Oumarou Idrissa has suffered chronic insomnia since he was almost deported when he couldn’t afford tuition in the States. Miranda hopes to change that.

by Georgie Wright
|
22 May 2018, 10:26am

Image via Instagram


Not just there to cart you from A to B, Uber drivers are people too and have their own fascinating stories. Unexpected past jobs, stories, homes, all masked by a rating out five stars on an app.

Artist Miranda Julyhas done a portrait through an app that tracks the sleep of the Uber driver who drove her to the location where she was going to interview Rihanna.

In a Instagram post, the LA based film director, screenwriter, singer, actress and author writes, “On August 22, 2015 I called for an Uber, and a man named Oumarou Idrissa picked me up from my house in Los Angeles. He drove me to Malibu in a black SUV.” In the post, she doesn’t mention the fact she was on her way to interview Rihanna for The New York Times Style Magazine, but the ride was clearly memorable enough to reference in at the time: “I ordered Uber Black -- the highest level of Uber I’ve ridden.” She then foreshadows the current project, saying: “Over the next two hours I interviewed Oumarou Idrissa about how he survived during his first five years in Los Angeles after his student visa had fallen through. He slept in laundromats, sending tiny sums of money back to Niger where his 25 brothers and sisters were starving. This took us through the beach traffic; we grew quiet as the SUV zipped along beach cliffs above blue water. I think we both suddenly remembered Rihanna.”

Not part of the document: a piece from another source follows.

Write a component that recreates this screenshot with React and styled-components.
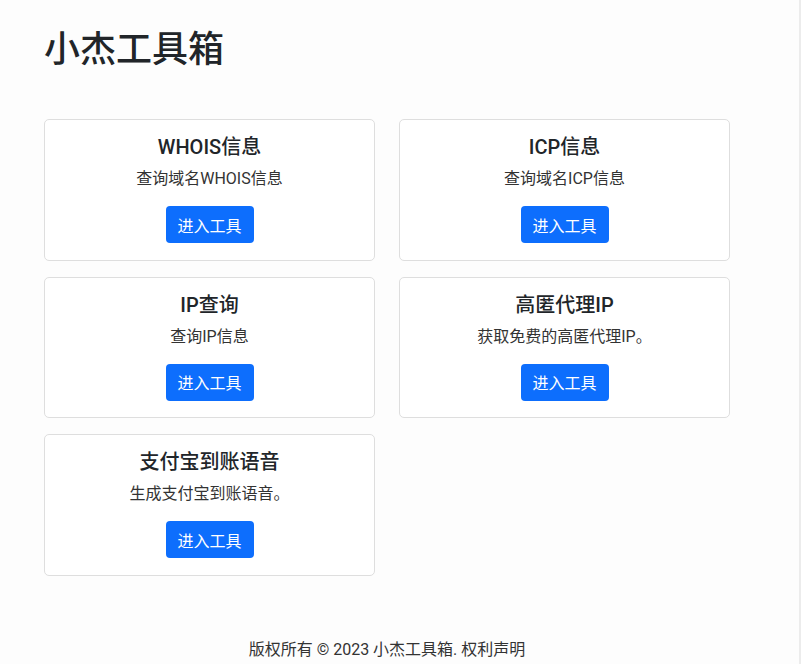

She was so absorbed by Oumarou that she wrote a whole 436 word intro on her interview with him before she even gets to a quote from Rihanna. Clearly he made an impact on her. So much so that her latest project, I’M THE PRESIDENT, BABY, tracks his day to day interaction with sleep and technology real time, visually representing it at the V&A Museum through some sets of curtains.

The anxiety and insomnia Oumarou battled with throughout his homelessness and risk of deportation have scarred. “Now Oumarou is a U.S. citizen – but he still can’t sleep more than two hours at a time and never more than a total of four or five hours a night.”

In the hope that “telling his story of sleeplessness might actually bring him the peace he needs to finally sleep,” Miranda tracked his sleep patterns to project on curtains in London, which symbolise what he’s up to -- the blue ones show if he’s asleep or awake, the brown whether he’s opened Whatsapp, the pink whether he’s logged on to Uber to show he’s available for rides.

It’s a powerful visual project that broaches a number of themes -- the power of technology to connect across continents, the precious but ephemeral nature of sleep, the impact of the political on the personal. And, not least, that you can learn a lot from your Uber driver’s story.

I’m The President, Baby is on view through November 4th at the V&A Museum as part of The Future Starts Here exhibition.